I grew up on a farm, near very small towns, and small towns have their good and bad. We often hear about the bad, like gossip running rampant, but the good outshines that, like when people brought us weeks of food, pop, and supplies after my dad recently passed. That sort of goodness is why I’m drawn to stories about small towns, like The Flood Girls by Richard Fifield.
In The Flood Girls, Rachel Flood has returned to Quinn, Montana to make amends. An alcoholic with a sordid past that slowly unfolds throughout the story, a now-sober Rachel returns to right those she wronged, including her mother, the owner of the hole-in-the-wall bar The Dirty Shame. In her attempt to make good, Rachel starts working at The Dirty Shame again, joins her mother’s softball team (The Flood Girls), fixes up her dead father’s trailer that she inherited, and makes friends with the neighbor kid Jake, a flamboyant 12-year-old who loves fashion and Madonna and who lives with his mother and her abusive boyfriend who hates Jake and everything he is. Through Rachel’s journey we learn more about her past, her mother’s past, the softball team, Jake, and all the other odd characters in this little town.
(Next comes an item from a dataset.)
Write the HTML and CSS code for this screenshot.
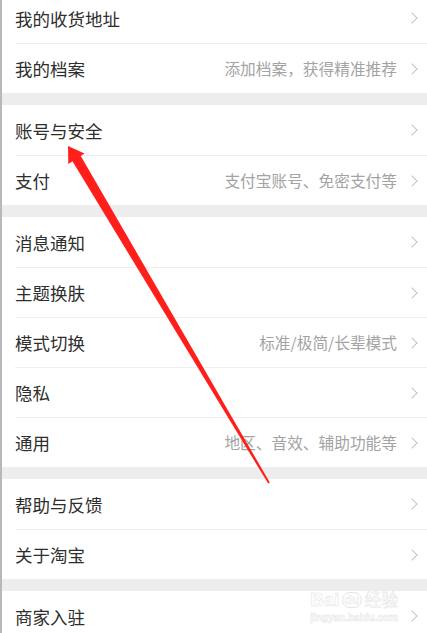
FILE: index.html
```html
<!DOCTYPE html>
<html lang="zh-CN">
<head>
  <meta charset="UTF-8">
  <meta name="viewport" content="width=device-width, initial-scale=1.0">
  <title>设置</title>
  <link rel="stylesheet" href="styles.css">
</head>
<body>

  <div class="page">
    <div class="group first">
      <div class="row"><span class="label">我的收货地址</span><span class="arrow"></span></div>
      <div class="row"><span class="label">我的档案</span><span class="hint">添加档案，获得精准推荐</span><span class="arrow"></span></div>
    </div>

    <div class="group">
      <div class="row"><span class="label">账号与安全</span><span class="arrow"></span></div>
      <div class="row"><span class="label">支付</span><span class="hint">支付宝账号、免密支付等</span><span class="arrow"></span></div>
    </div>

    <div class="group">
      <div class="row"><span class="label">消息通知</span><span class="arrow"></span></div>
      <div class="row"><span class="label">主题换肤</span><span class="arrow"></span></div>
      <div class="row"><span class="label">模式切换</span><span class="hint">标准/极简/长辈模式</span><span class="arrow"></span></div>
      <div class="row"><span class="label">隐私</span><span class="arrow"></span></div>
      <div class="row"><span class="label">通用</span><span class="hint">地区、音效、辅助功能等</span><span class="arrow"></span></div>
    </div>

    <div class="group">
      <div class="row"><span class="label">帮助与反馈</span><span class="arrow"></span></div>
      <div class="row"><span class="label">关于淘宝</span><span class="arrow"></span></div>
    </div>

    <div class="group">
      <div class="row"><span class="label">商家入驻</span><span class="arrow"></span></div>
    </div>
  </div>

  <!-- red arrow drawn over the screenshot -->
  <svg class="pointer" width="427" height="633" viewBox="0 0 427 633">
    <polygon points="68,146 68.3,164 84.5,153.5" fill="#ff1f1a"/>
    <polygon points="80.5,155.5 72,160.5 268.2,483.6 269.8,482.6" fill="#ff1f1a"/>
  </svg>

  <div class="watermark">
    <div class="wm-top">Bai<span class="paw">du</span><span class="wm-cn">经验</span></div>
    <div class="wm-url">jingyan.baidu.com</div>
  </div>

</body>
</html>
```

FILE: styles.css
```css
* {
  box-sizing: border-box;
}

body {
  margin: 0;
  height: 633px;
  overflow: hidden;
  background-color: #ededed;
  font-family: "Noto Sans CJK SC", "Noto Sans", sans-serif;
  position: relative;
}

.page {
  border-left: 2px solid #b8b8b8;
  height: 100%;
  display: flex;
  flex-direction: column;
  gap: 12px;
}

.group {
  background-color: #ffffff;
  padding-left: 13px;
}

.group.first {
  margin-top: -7px;
}

.row {
  height: 50px;
  display: flex;
  align-items: center;
  padding-right: 9px;
  border-top: 1px solid #efefef;
}

.row:first-child {
  border-top: none;
}

.label {
  font-size: 17.5px;
  color: #2e2e2e;
  flex: 1;
}

.hint {
  font-size: 15.7px;
  color: #a3a3a3;
  margin-right: 11px;
}

.arrow {
  width: 8px;
  height: 8px;
  border-top: 1.3px solid #c4c4c4;
  border-right: 1.3px solid #c4c4c4;
  transform: rotate(45deg);
  margin-right: 2px;
}

.pointer {
  position: absolute;
  top: 0;
  left: 0;
}

.watermark {
  position: absolute;
  left: 310px;
  top: 588px;
  color: #ffffff;
  text-align: center;
  font-family: "Liberation Sans", sans-serif;
  -webkit-text-stroke: 0.5px #e2e2e2;
  opacity: 0.9;
}

.wm-top {
  font-size: 19px;
  font-weight: bold;
  line-height: 22px;
}

.wm-cn {
  font-family: "Noto Sans CJK SC", sans-serif;
  font-weight: normal;
  font-size: 17px;
}

.paw {
  display: inline-block;
  font-size: 12px;
  border: 1px solid #e2e2e2;
  border-radius: 8px;
  padding: 0 2px;
  margin: 0 2px;
  line-height: 14px;
  vertical-align: 2px;
}

.wm-url {
  font-size: 10px;
  line-height: 14px;
  font-weight: bold;
}
```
And make no doubt about it, there is a lot of small town badness in Quinn. This town is poor, so there’s a lot of scrambling to make it, and often with that scrambling comes anger, revenge, and stupidity. There’s also a lot of bad people, like Rachel’s neighbor, some of the regulars of The Dirty Shame, and the uber religious who blame everything on those not like them. And many of these people hate Rachel for all she used to be.
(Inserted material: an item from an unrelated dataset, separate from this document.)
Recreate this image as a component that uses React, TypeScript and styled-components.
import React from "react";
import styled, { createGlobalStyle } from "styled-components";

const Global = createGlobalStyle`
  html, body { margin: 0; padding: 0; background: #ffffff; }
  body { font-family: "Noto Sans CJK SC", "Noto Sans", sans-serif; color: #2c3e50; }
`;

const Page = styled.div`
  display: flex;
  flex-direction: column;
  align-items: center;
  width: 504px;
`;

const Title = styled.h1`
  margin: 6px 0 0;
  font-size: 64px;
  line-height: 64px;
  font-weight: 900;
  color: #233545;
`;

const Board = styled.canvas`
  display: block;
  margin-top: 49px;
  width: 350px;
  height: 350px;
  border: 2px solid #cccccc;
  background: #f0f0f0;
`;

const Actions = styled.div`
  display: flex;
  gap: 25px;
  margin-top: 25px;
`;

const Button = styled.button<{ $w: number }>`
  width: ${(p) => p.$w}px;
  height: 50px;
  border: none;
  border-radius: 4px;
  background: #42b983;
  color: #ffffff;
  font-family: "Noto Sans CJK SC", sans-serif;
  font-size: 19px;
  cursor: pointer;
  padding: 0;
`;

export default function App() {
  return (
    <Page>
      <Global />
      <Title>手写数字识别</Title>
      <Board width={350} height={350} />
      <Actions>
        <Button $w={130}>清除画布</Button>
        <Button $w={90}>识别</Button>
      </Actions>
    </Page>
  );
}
I really enjoyed getting to know everyone in this town, especially the women on the softball team and Jake. Each woman on the team reminded me of different women I know, or different women I could see in a small town, and the men of the town who cheered them on were priceless. Jake was always around the softball team, too, because he kept score for all the games, and I love the way they pretty much adopt him.
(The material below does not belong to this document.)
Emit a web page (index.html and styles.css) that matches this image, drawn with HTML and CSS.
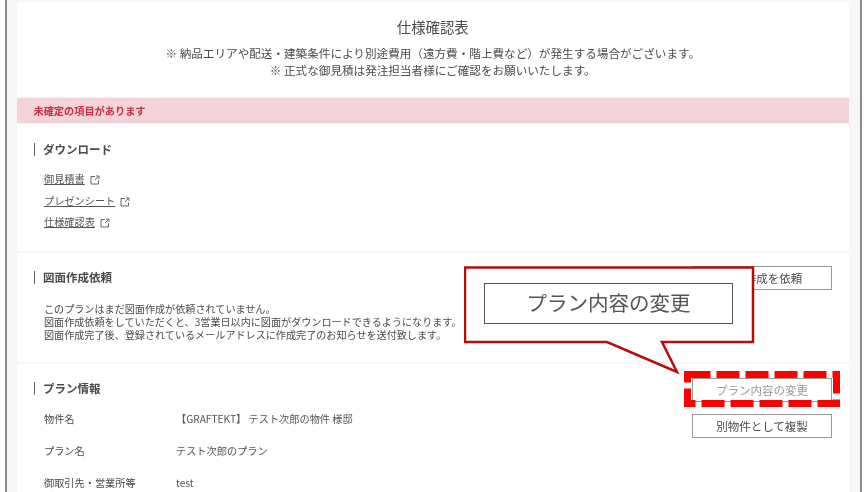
FILE: index.html
```html
<!DOCTYPE html>
<html lang="ja">
<head>
<meta charset="utf-8">
<title>仕様確認表</title>
<link rel="stylesheet" href="styles.css">
</head>
<body>
<div class="frame">
  <section class="card head">
    <h1 class="title">仕様確認表</h1>
    <p class="note">※ 納品エリアや配送・建築条件により別途費用（遠方費・階上費など）が発生する場合がございます。</p>
    <p class="note">※ 正式な御見積は発注担当者様にご確認をお願いいたします。</p>
  </section>
  <div class="alert">未確定の項目があります</div>
  <section class="card download">
    <h2 class="heading">ダウンロード</h2>
    <ul class="links">
      <li><a class="link">御見積書</a><svg class="ext" viewBox="0 0 10 10"><path d="M5 1.5H1v7.5h7.5V5.5M5 5l3.5-3.5M6 1h3v3" /></svg></li>
      <li><a class="link">プレゼンシート</a><svg class="ext" viewBox="0 0 10 10"><path d="M5 1.5H1v7.5h7.5V5.5M5 5l3.5-3.5M6 1h3v3" /></svg></li>
      <li><a class="link">仕様確認表</a><svg class="ext" viewBox="0 0 10 10"><path d="M5 1.5H1v7.5h7.5V5.5M5 5l3.5-3.5M6 1h3v3" /></svg></li>
    </ul>
  </section>
  <section class="card request">
    <div class="row">
      <h2 class="heading">図面作成依頼</h2>
      <button class="btn">図面作成を依頼</button>
    </div>
    <p class="body">このプランはまだ図面作成が依頼されていません。<br>図面作成依頼をしていただくと、3営業日以内に図面がダウンロードできるようになります。<br>図面作成完了後、登録されているメールアドレスに作成完了のお知らせを送付致します。</p>
  </section>
  <section class="card plan">
    <div class="plan-info">
      <h2 class="heading">プラン情報</h2>
      <dl class="info">
        <dt>物件名</dt><dd>【GRAFTEKT】 テスト次郎の物件 様邸</dd>
        <dt>プラン名</dt><dd>テスト次郎のプラン</dd>
        <dt>御取引先・営業所等</dt><dd>test</dd>
      </dl>
    </div>
    <div class="actions">
      <button class="btn muted">プラン内容の変更</button>
      <button class="btn">別物件として複製</button>
    </div>
  </section>
</div>

<svg class="dash" viewBox="0 0 156 36"><rect x="3.5" y="3.5" width="149" height="29" /></svg>
<div class="callout">
  <svg class="callout-shape" viewBox="0 0 300 120"><path d="M1 1.5H289V76H198L213 106L143 76H1Z" /></svg>
  <div class="callout-label">プラン内容の変更</div>
</div>
</body>
</html>
```
FILE: styles.css
```css
* { box-sizing: border-box; }
html, body { margin: 0; height: 492px; overflow: hidden; background: #fff; }
body { font-family: "Noto Sans CJK JP", "Liberation Sans", sans-serif; color: #4a4a4a; position: relative; filter: blur(0.35px); }
.frame {
  margin-left: 5px; width: 857px; height: 492px;
  border-left: 2px solid #8a8a8a; border-right: 2px solid #8a8a8a;
  background: #f7f7f7; padding: 2px 11px 0 9.5px;
  display: flex; flex-direction: column;
}
.card { background: #fff; }
.head { height: 95px; padding-top: 15px; text-align: center; margin-bottom: 1px; }
.title { margin: 0 0 8px; font-size: 14.4px; font-weight: 400; line-height: 20px; }
.note { margin: 0; font-size: 11.6px; line-height: 17px; }
.alert {
  height: 25px; background: #f3d3d8; color: #c5304a;
  font-size: 10.2px; font-weight: 700; line-height: 25px; padding-left: 17px;
}
.download { height: 127px; padding: 19px 17.5px 0; margin-bottom: 2px; margin-top: 1px; }
.heading {
  margin: 0; font-size: 11.5px; font-weight: 700; line-height: 13px;
  border-left: 1.5px solid #666; padding-left: 8px; color: #4a4a4a;
}
.links { list-style: none; margin: 15px 0 0 10px; padding: 0; font-size: 10.2px; }
.links li { height: 21.5px; display: flex; align-items: flex-start; gap: 5px; }
.link { text-decoration: underline; line-height: 15px; color: #555; }
.ext { width: 10px; height: 10px; margin-top: 4px; fill: none; stroke: #666; stroke-width: 1; }
.request { height: 109px; padding: 13px 17px 0 17.5px; margin-bottom: 2px; }
.row { display: flex; justify-content: space-between; align-items: flex-start; }
.row .heading { margin-top: 5px; }
.btn {
  width: 140px; height: 24px; padding: 0; background: #fff; border: 1px solid #999;
  font: 400 11.5px/22px "Noto Sans CJK JP", sans-serif; color: #4a4a4a;
}
.muted { color: #999; }
.body { margin: 12px 0 0 10px; font-size: 10.1px; line-height: 13px; color: #4a4a4a; }
.plan { flex: 1; padding: 14px 17px 0 17.5px; display: flex; justify-content: space-between; }
.plan-info { padding-top: 4px; }
.info {
  margin: 17px 0 0 10px; display: grid; grid-template-columns: 132px 1fr;
  row-gap: 18px; font-size: 10.2px; line-height: 14px;
}
.info dt, .info dd { margin: 0; }
.info dd { color: #555; }
.actions { display: flex; flex-direction: column; gap: 12px; }
.dash {
  position: absolute; left: 684px; top: 371px; width: 156px; height: 36px;
  fill: none; stroke: #f00; stroke-width: 7; stroke-dasharray: 23 6;
}
.callout { position: absolute; left: 464px; top: 266px; width: 300px; height: 120px; }
.callout-shape { position: absolute; inset: 0; width: 100%; height: 100%; fill: #fff; stroke: #b80c0c; stroke-width: 2.5; }
.callout-label {
  position: absolute; left: 20px; top: 17px; width: 249px; height: 41px;
  border: 1px solid #555; background: #fff; color: #555;
  font-size: 20.5px; line-height: 37px; text-align: center;
}
```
The way Rachel’s story unfolds is also great. We know she’s back to make amends, and there’s all these whispers about her in town and people rudely condemn her, but we’re left in the dark. The worst thing we hear about her in the beginning is that she had slept with some of their men, which, yes, is awful, but there’s a hint that there’s something more, and there is. I really liked how we learned about the characters and how these secrets were revealed.
And by the end of this story, I was in tears. I grew to love the characters and even though some things that happen in the end I saw coming for awhile, I was hoping I was wrong. But there were also things I didn’t see coming and it was that small town goodness and charm that gets me every time. This was a good look into small towns, both the good and bad, and the relationships with family and friends who become family.